> DO THIS:
Go through the material below and report how many lines contain "styles". Give only the number.

> DATA LINES:
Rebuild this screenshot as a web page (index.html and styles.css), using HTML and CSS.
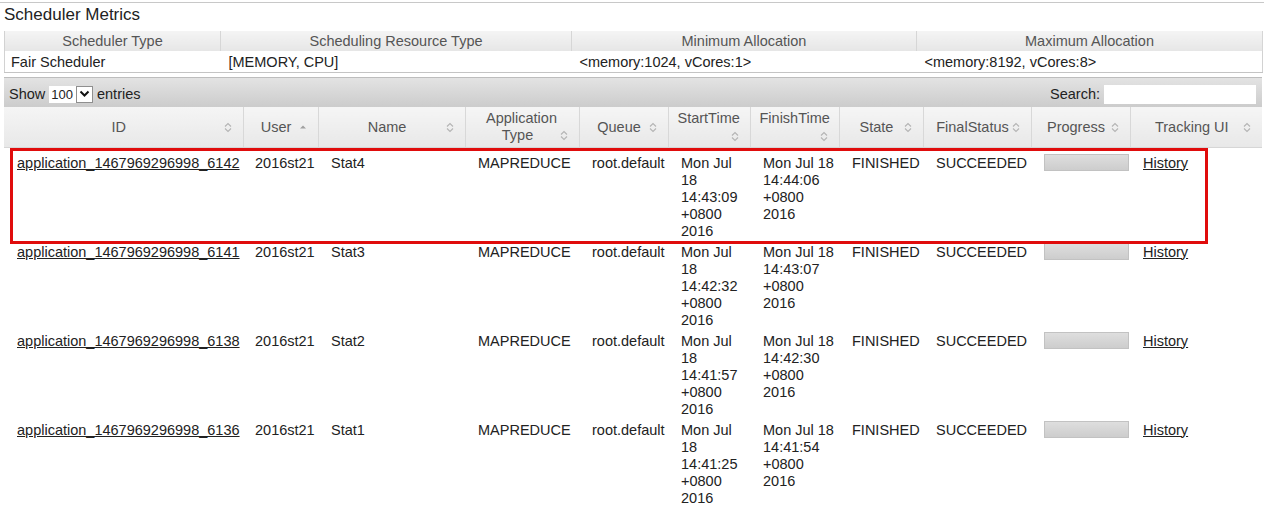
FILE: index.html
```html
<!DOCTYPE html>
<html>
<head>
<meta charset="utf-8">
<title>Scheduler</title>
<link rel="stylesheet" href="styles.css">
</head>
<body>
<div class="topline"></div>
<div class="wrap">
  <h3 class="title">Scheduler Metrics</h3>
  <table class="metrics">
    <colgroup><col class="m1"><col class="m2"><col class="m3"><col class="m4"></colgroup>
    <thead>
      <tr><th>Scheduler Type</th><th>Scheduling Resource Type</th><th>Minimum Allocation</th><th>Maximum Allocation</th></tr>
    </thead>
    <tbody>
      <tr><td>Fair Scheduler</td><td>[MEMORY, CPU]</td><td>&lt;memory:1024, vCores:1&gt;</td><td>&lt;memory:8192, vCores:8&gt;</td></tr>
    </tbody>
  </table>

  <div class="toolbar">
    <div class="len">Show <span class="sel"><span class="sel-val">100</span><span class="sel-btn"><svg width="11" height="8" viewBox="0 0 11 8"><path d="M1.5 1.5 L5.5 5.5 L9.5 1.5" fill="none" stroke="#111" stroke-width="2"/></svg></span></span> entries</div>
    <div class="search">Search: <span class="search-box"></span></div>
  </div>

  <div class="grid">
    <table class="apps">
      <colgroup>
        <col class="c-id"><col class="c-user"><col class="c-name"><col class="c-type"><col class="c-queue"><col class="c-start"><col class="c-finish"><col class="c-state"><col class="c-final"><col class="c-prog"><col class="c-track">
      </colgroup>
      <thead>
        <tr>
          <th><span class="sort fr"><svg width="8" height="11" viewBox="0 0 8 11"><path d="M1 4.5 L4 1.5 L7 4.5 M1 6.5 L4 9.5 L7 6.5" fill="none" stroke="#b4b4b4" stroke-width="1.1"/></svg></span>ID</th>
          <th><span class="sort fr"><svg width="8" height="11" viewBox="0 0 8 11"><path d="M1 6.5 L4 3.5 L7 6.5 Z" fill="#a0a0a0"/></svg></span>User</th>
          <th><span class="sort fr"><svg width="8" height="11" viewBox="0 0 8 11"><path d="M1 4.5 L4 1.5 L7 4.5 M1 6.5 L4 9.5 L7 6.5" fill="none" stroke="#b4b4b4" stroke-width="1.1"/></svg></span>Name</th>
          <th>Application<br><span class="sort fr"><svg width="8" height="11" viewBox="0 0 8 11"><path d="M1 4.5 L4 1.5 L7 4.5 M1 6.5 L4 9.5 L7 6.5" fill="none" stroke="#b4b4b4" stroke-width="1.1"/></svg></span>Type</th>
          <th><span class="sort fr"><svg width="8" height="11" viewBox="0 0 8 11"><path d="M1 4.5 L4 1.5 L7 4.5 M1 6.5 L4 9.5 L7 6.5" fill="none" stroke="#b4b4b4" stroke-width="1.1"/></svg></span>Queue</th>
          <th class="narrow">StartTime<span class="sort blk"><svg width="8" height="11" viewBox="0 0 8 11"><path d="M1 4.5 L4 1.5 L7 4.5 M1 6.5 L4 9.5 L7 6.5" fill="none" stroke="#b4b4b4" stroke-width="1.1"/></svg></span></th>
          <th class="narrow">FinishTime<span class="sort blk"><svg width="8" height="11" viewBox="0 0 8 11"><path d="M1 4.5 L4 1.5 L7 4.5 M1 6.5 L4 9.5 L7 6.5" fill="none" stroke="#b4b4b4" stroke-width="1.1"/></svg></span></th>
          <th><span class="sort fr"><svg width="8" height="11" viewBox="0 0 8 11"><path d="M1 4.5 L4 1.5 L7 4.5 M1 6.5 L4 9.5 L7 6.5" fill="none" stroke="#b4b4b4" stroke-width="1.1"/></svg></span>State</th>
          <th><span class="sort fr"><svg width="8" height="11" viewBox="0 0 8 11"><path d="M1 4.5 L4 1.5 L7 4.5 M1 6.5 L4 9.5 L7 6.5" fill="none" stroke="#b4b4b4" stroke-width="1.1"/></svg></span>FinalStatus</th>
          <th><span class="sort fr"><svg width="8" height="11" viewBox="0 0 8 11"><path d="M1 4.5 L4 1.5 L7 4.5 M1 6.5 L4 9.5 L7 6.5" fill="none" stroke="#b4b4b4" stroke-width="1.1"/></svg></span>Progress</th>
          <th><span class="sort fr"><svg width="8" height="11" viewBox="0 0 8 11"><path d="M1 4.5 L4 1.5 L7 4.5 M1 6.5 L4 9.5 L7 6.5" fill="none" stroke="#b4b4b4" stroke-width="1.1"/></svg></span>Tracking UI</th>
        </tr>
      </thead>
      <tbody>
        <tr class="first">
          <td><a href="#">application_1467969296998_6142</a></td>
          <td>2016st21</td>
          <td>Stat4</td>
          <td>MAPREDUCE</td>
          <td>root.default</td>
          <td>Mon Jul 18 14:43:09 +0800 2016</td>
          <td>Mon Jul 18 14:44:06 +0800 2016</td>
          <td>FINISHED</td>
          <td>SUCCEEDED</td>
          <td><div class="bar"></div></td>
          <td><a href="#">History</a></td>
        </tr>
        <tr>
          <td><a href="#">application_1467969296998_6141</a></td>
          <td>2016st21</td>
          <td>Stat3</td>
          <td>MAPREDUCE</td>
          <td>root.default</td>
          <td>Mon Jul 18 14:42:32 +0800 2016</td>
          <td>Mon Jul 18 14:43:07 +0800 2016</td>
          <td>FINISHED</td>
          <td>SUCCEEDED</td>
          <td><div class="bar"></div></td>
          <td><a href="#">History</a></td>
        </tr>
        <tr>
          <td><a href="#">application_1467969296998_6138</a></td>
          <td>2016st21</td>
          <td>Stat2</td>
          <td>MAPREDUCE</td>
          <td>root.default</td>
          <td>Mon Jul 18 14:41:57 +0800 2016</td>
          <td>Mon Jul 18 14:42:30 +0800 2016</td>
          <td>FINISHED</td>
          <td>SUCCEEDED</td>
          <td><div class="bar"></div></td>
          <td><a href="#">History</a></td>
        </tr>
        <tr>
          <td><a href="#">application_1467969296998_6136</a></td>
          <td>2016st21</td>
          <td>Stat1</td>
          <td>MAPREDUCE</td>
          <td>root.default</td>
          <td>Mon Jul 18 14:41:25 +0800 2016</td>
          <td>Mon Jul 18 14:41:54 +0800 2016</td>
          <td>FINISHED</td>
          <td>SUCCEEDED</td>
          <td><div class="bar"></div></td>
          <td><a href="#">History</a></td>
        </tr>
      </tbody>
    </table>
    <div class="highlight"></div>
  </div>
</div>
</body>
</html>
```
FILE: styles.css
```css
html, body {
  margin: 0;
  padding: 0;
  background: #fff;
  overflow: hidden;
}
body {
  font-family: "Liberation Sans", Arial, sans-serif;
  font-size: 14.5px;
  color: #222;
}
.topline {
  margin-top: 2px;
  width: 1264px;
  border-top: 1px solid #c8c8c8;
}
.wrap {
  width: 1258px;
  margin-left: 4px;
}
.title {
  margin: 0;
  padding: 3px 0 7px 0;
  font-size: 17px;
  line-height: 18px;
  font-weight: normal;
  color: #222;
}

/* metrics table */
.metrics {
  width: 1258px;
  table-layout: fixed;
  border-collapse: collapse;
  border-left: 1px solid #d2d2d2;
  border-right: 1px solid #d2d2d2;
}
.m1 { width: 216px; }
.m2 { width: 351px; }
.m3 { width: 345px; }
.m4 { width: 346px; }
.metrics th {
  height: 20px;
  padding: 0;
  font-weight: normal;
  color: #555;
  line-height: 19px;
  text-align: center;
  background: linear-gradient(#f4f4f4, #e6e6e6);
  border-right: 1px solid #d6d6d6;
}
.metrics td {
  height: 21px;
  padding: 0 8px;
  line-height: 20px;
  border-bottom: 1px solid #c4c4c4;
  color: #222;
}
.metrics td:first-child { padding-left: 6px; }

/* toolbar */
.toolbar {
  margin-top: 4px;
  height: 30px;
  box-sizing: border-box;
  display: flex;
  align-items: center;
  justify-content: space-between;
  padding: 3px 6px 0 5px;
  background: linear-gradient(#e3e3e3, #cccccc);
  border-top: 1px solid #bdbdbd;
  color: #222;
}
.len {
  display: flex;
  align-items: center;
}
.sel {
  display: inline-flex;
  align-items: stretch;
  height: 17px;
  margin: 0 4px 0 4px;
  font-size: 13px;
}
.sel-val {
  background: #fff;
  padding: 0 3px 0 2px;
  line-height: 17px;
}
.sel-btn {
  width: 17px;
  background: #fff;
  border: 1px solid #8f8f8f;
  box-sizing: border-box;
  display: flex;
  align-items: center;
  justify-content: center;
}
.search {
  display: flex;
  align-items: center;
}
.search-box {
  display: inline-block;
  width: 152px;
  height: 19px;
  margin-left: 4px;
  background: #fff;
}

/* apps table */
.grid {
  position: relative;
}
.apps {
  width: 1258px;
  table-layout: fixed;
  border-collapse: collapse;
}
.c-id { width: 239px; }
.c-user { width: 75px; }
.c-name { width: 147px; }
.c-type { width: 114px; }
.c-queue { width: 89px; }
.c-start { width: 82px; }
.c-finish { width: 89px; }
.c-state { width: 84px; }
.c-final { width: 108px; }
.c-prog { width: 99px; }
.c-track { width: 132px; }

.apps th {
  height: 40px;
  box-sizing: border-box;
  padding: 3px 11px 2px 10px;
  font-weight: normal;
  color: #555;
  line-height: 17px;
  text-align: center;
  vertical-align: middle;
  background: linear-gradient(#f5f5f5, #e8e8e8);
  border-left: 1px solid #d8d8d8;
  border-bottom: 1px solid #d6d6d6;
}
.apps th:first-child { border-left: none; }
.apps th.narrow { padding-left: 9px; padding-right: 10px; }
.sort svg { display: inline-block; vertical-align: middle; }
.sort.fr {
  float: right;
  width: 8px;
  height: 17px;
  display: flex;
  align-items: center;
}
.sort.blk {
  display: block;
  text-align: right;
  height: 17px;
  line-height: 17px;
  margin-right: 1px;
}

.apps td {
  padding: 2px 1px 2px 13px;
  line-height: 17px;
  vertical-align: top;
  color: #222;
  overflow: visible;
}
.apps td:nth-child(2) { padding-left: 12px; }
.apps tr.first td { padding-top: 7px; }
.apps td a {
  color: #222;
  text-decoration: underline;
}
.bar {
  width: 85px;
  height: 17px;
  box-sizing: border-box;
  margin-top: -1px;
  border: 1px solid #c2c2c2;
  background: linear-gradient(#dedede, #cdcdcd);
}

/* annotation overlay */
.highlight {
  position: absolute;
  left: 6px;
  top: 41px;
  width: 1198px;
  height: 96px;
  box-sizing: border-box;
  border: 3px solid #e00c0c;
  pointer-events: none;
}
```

> REPLY TO THE TASK:
3